Did you read page 93 last bullet?

[petedalby]

Option B.
Each shooting BG gets 2 dice, total 4 dice.
The disrupted BG loses 1 dice per 3
It only has 2 dice so none are lost
Total of 4 shooting dice against the target BG

I believe this to be correct.

If both LH BGs were disrupted - then you would lose 1 dice. But in this case only 2 bases are disrupted - so no dice loss.

[zoltan]

Did you read page 93 last bullet?

Thanks for the replies. Most of you have agreed with the consensus view I obtained "offline" prior to posting.
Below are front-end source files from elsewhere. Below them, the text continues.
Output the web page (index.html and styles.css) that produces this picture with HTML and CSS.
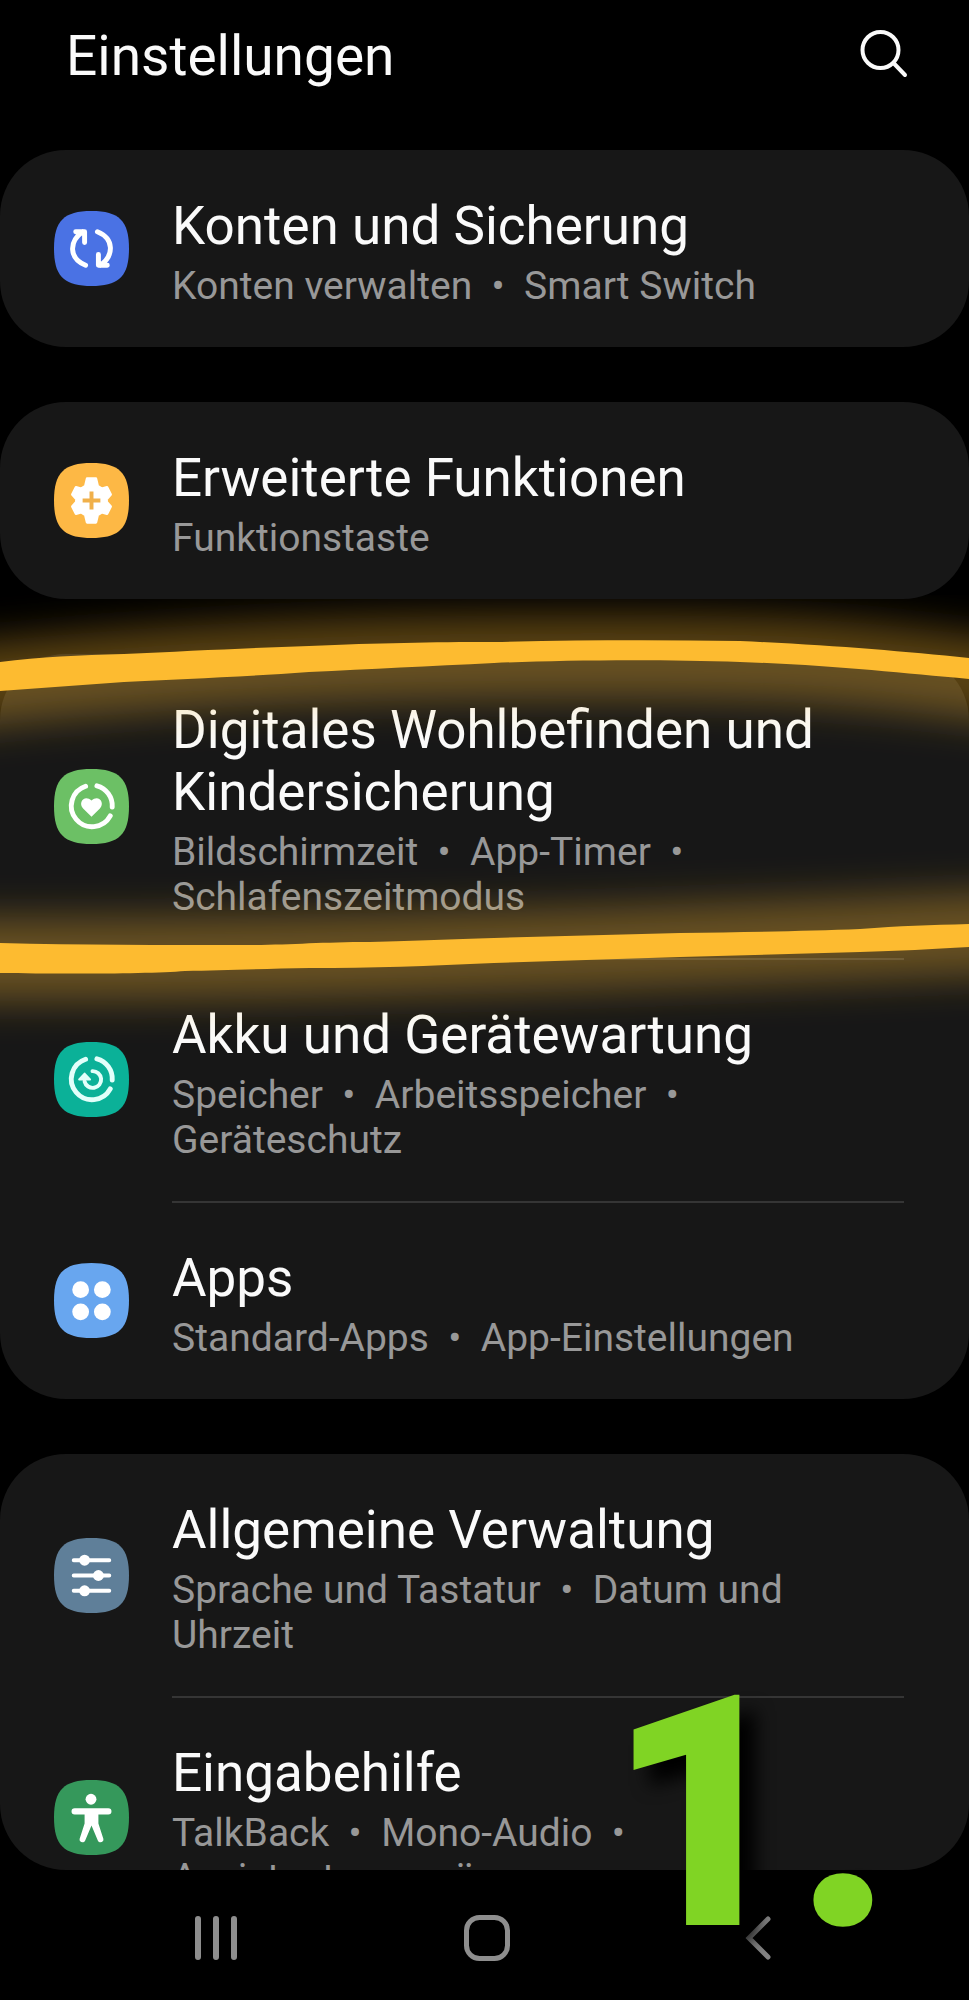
FILE: index.html
```html
<!DOCTYPE html>
<html lang="de">
<head>
<meta charset="utf-8">
<meta name="viewport" content="width=device-width, initial-scale=1">
<title>Einstellungen</title>
<link rel="stylesheet" href="styles.css">
</head>
<body>
<header class="header">
  <h1 class="header-title">Einstellungen</h1>
  <button class="icon-button" type="button" aria-label="Suchen">
    <svg width="50" height="54" viewBox="0 0 50 54" fill="none" stroke="#fafafa" stroke-width="4" stroke-linecap="round"><circle cx="21.500" cy="21" r="18"/><path d="M34.500 34 46 46"/></svg>
  </button>
</header>

<main class="list">
  <section class="card">
    <a class="row" href="#konten">
      <svg class="icon" viewBox="0 0 76 76"><path fill="#4a72e4" d="M38 0C66 0 76 10 76 38S66 76 38 76 0 66 0 38 10 0 38 0Z"/><g fill="none" stroke="#fff" stroke-width="5" stroke-linecap="round" stroke-linejoin="round"><path d="M32 55C15 48 15 31 29 21M22 21h9v11"/><path d="M44 21C61 28 61 45 47 55M54 55h-9V44"/></g></svg>
      <span class="text"><span class="title">Konten und Sicherung</span><span class="sub">Konten verwalten&nbsp; •&nbsp; Smart Switch</span></span>
    </a>
  </section>

  <section class="card card-front">
    <a class="row" href="#funktionen">
      <svg class="icon" viewBox="0 0 76 76"><path fill="#fdb845" d="M38 0C66 0 76 10 76 38S66 76 38 76 0 66 0 38 10 0 38 0Z"/><path fill="#fff" stroke="#fff" stroke-width="3" stroke-linejoin="round" transform="translate(38 38) scale(.9 1.02) translate(-38 -38.500)" d="M33 17h10l2 7.500 4.500 2.500 6-1.500 4 7-4.500 4.500v3l4.500 4.500-4 7-6-1.500-4.500 2.500-2 7.500h-10l-2-7.500-4.500-2.500-6 1.500-4-7 4.500-4.500v-3L16.500 32.500l4-7 6 1.500 4.500-2.500Z"/><path stroke="#f0b04a" stroke-width="4" d="M38 29v18M29 38h18"/></svg>
      <span class="text"><span class="title">Erweiterte Funktionen</span><span class="sub">Funktionstaste</span></span>
    </a>
  </section>

  <div class="marked">
    <section class="card">
      <a class="row" href="#wohlbefinden">
        <svg class="icon" viewBox="0 0 76 76"><path fill="#6cc065" d="M38 0C66 0 76 10 76 38S66 76 38 76 0 66 0 38 10 0 38 0Z"/><g fill="none" stroke="#fff" stroke-width="5" stroke-linecap="round"><path d="M32 17.500A21 21 0 1 0 57 47.500"/><path d="M43.500 17A21 21 0 0 1 59 38.500"/></g><path fill="#fff" d="M38 48.500 29.500 40C24 34 31 25.500 38 32c7-6.500 14 2 8.500 8Z"/></svg>
        <span class="text"><span class="title">Digitales Wohlbefinden und Kindersicherung</span><span class="sub">Bildschirmzeit&nbsp; •&nbsp; App-Timer&nbsp; • Schlafenszeitmodus</span></span>
      </a>
      <a class="row" href="#akku">
        <svg class="icon" viewBox="0 0 76 76"><path fill="#0bb198" d="M38 0C66 0 76 10 76 38S66 76 38 76 0 66 0 38 10 0 38 0Z"/><g fill="none" stroke="#e2fffa" stroke-width="5" stroke-linecap="round"><path d="M32 17.500A21 21 0 1 0 57 47.500"/><path d="M43.500 17A21 21 0 0 1 59 38.500"/><path stroke-width="4" d="M39 29.500A8.500 8.500 0 1 1 31 40"/></g><path fill="#e2fffa" stroke="#e2fffa" stroke-width="2" stroke-linejoin="round" d="M25.500 38 31 32l5.500 6Z"/></svg>
        <span class="text"><span class="title">Akku und Gerätewartung</span><span class="sub">Speicher&nbsp; •&nbsp; Arbeitsspeicher&nbsp; • Geräteschutz</span></span>
      </a>
      <a class="row" href="#apps">
        <svg class="icon" viewBox="0 0 76 76"><path fill="#68a6ef" d="M38 0C66 0 76 10 76 38S66 76 38 76 0 66 0 38 10 0 38 0Z"/><g fill="#fff"><circle cx="27" cy="27" r="8.500"/><circle cx="49" cy="27" r="8.500"/><circle cx="27" cy="49.500" r="8.500"/><circle cx="49" cy="49.500" r="8.500"/></g></svg>
        <span class="text"><span class="title">Apps</span><span class="sub">Standard-Apps&nbsp; •&nbsp; App-Einstellungen</span></span>
      </a>
    </section>
    <svg class="marker" viewBox="0 0 969 460" preserveAspectRatio="none" aria-hidden="true">
      <defs><filter id="glow" filterUnits="userSpaceOnUse" x="-100" y="-60" width="1169" height="580"><feGaussianBlur stdDeviation="19"/></filter></defs>
      <g filter="url(#glow)" fill="none" stroke="#fdbb30" stroke-opacity="0.350" stroke-width="84">
        <path d="M-80 96C200 65 400 62 600 62S860 67 1050 92"/>
        <path d="M-80 364C200 366 500 360 1050 336"/>
      </g>
      <g fill="#fdbb30">
        <path d="M0 67C40 62 80 60 124 59 190 56 250 53 309 51 380 48 430 47 494 47 580 45 660 45 740 46 830 50 900 56 969 63V84C900 78 830 70 740 67 660 64 560 65 494 68 430 71 370 74 309 77 240 82 180 84 124 87L0 96Z"/>
        <path d="M0 348C80 350 160 350 247 350 290 350 320 347 370 347 420 346 450 344 494 343L680 338C750 337 810 336 860 334 900 331 930 330 969 329V352C930 354 900 356 860 357L680 362 494 368C430 371 370 373 310 373 260 374 220 375 185 376 150 379 60 379 0 378Z"/>
      </g>
    </svg>
  </div>

  <section class="card card-last">
    <a class="row" href="#verwaltung">
      <svg class="icon" viewBox="0 0 76 76"><path fill="#5f7f99" d="M38 0C66 0 76 10 76 38S66 76 38 76 0 66 0 38 10 0 38 0Z"/><path stroke="#fff" stroke-width="4" stroke-linecap="round" d="M20 22.500h36M20 38h36M20 53.500h36"/><g fill="#fff"><circle cx="31" cy="22.500" r="5.500"/><circle cx="45" cy="38" r="5.500"/><circle cx="31" cy="53.500" r="5.500"/></g></svg>
      <span class="text"><span class="title">Allgemeine Verwaltung</span><span class="sub">Sprache und Tastatur&nbsp; •&nbsp; Datum und Uhrzeit</span></span>
    </a>
    <a class="row" href="#eingabehilfe">
      <svg class="icon" viewBox="0 0 76 76"><path fill="#35985b" d="M38 0C66 0 76 10 76 38S66 76 38 76 0 66 0 38 10 0 38 0Z"/><circle cx="37.500" cy="19.500" r="5.500" fill="#fff"/><path fill="#fff" d="M21 28.500h34a3 3 0 0 1 0 6.500H45v9l5 15.500c1 3.500-4 5-5.500 2L38 46l-6.500 15.500c-1.500 3-6.500 1.500-5.500-2L31 44v-9H21a3 3 0 0 1 0-6.500Z"/></svg>
      <span class="text"><span class="title">Eingabehilfe</span><span class="sub">TalkBack&nbsp; •&nbsp; Mono-Audio&nbsp; •<br>Assistentenmenü</span></span>
    </a>
  </section>
</main>

<nav class="navbar" aria-label="Navigation">
  <button class="icon-button" type="button" aria-label="Letzte Apps"><svg width="48" height="48" viewBox="0 0 48 48" stroke="#8e8e8e" stroke-width="6" stroke-linecap="round"><path d="M6 5v38M24 5v38M42 5v38"/></svg></button>
  <button class="icon-button" type="button" aria-label="Startseite"><svg width="48" height="48" viewBox="0 0 48 48" fill="none" stroke="#8e8e8e" stroke-width="5"><rect x="3.500" y="3.500" width="41" height="41" rx="13"/></svg></button>
  <button class="icon-button" type="button" aria-label="Zurück"><svg width="48" height="48" viewBox="0 0 48 48" fill="none" stroke="#848484" stroke-width="5" stroke-linecap="round"><path d="M33 5 14 24l19 19"/></svg></button>
</nav>
<div class="step">1.</div>
</body>
</html>
```

FILE: styles.css
```css
* {
  box-sizing: border-box;
}

body {
  display: flex;
  flex-direction: column;
  position: relative;
  height: 100vh;
  margin: 0;
  overflow: hidden;
  background: #000;
  color: #fafafa;
  font-family: Roboto, "Liberation Sans", sans-serif;
}

.header {
  display: flex;
  justify-content: space-between;
  align-items: center;
  padding: 22px 60px 60px 66px;
}

.header-title {
  margin: 0;
  font-size: 55px;
  font-weight: 400;
  line-height: 68px;
}

.icon-button {
  display: flex;
  padding: 0;
  border: 0;
  background: none;
}

.list {
  display: flex;
  flex: 1;
  flex-direction: column;
  gap: 55px;
  min-height: 0;
}

.card {
  border-radius: 66px;
  background: #171717;
}

.card-front {
  position: relative;
  z-index: 2;
}

.card-last {
  flex: 1;
  min-height: 0;
  overflow: hidden;
}

.row {
  display: flex;
  align-items: center;
  gap: 43px;
  padding: 0 65px 0 54px;
  color: inherit;
  text-decoration: none;
}

.icon {
  flex: none;
  width: 75px;
  height: 75px;
}

.text {
  display: flex;
  flex: 1;
  flex-direction: column;
  gap: 7px;
  padding: 45px 0 38px;
}

.row + .row .text {
  padding-top: 44px;
  border-top: 2px solid #353535;
}

.title {
  font-size: 53px;
  line-height: 62px;
}

.sub {
  padding-right: 40px;
  color: #989898;
  font-size: 39px;
  line-height: 45px;
}

.marked {
  position: relative;
}

.marker {
  position: absolute;
  top: -59px;
  left: 0;
  width: 100%;
  height: 460px;
  pointer-events: none;
}

.navbar {
  display: grid;
  grid-template-columns: repeat(3, 1fr);
  place-items: center;
  height: 130px;
  padding: 6px 74px 0 80px;
}

.step {
  position: absolute;
  right: 76px;
  bottom: -4px;
  color: #80d424;
  font-size: 324px;
  font-weight: 900;
  line-height: 380px;
  text-shadow: 16px 16px 18px #000;
  pointer-events: none;
}
```
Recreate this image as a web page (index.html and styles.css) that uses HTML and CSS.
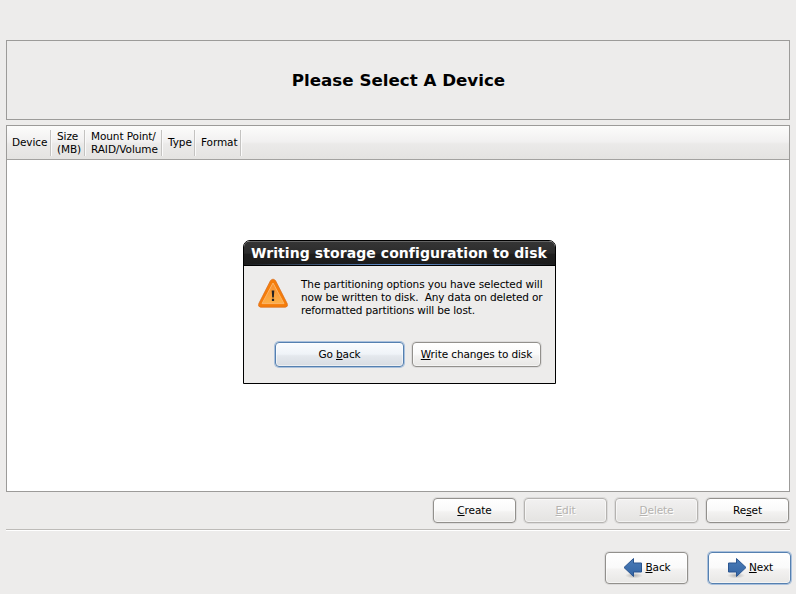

However, you'll note that Dan has reiterated the contra view that he expressed in another post (to do with combat) and that led me to post here.

The contra view is that the last bullet point on page 93 means you pool all shooting dice (at one target) and then adjust the pool for disruption. In my example, one disrupted BG of shooters would in effect taint the pool. 4 dice are reduced to 3 because one of the shooters is disrupted.

[zoltan]

Did you read page 93 last bullet?

Thanks for the replies. Most of you have agreed with the consensus view I obtained "offline" prior to posting. However, you'll note that Dan has reiterated the contra view that he expressed in another post (to do with combat) and that led me to post here.
The contra view is that the last bullet point on page 93 means you pool all shooting dice (at one target) and then adjust the pool for disruption. In my example, one disrupted BG of shooters would in effect taint the pool. 4 dice are reduced to 3 because one of the shooters is disrupted.

I've just caught up on the other (combat) post and Lawrence seems to have the contra to the contra argument. Page 94 first bullet, "If a battle group which is losing shooting.....dice (due to DISRUPTION....)....first determine the number of dice the battle group should lose."

Lawrence argues that this rule explicitly requires consideration of lost shooting dice to be made by shooting BG (and not pooled by target BG).

Dan will counter that this rule (bullet point) only applies where the shooter is shooting at more than one enemy BG. i.e. if the shooting BG is shooting at only one enemy BG then this bullet is irrelevant.

[philqw78]

Try applying some common sense to the rules. (Although this doesn't always work)

If a disrupted BG of 4 LF is shooting at the same target as a BG of 8 MF longbow the whole amount of dice do not count disrupted.

And if 2 disrupted BG of 4 LF shoot at the same target they should lose a dice

You're the umpire.

PS Try not to listen to Hammy or Dave, or Graham, which leaves, erm, no, not Shaun, or Mark, so just you then.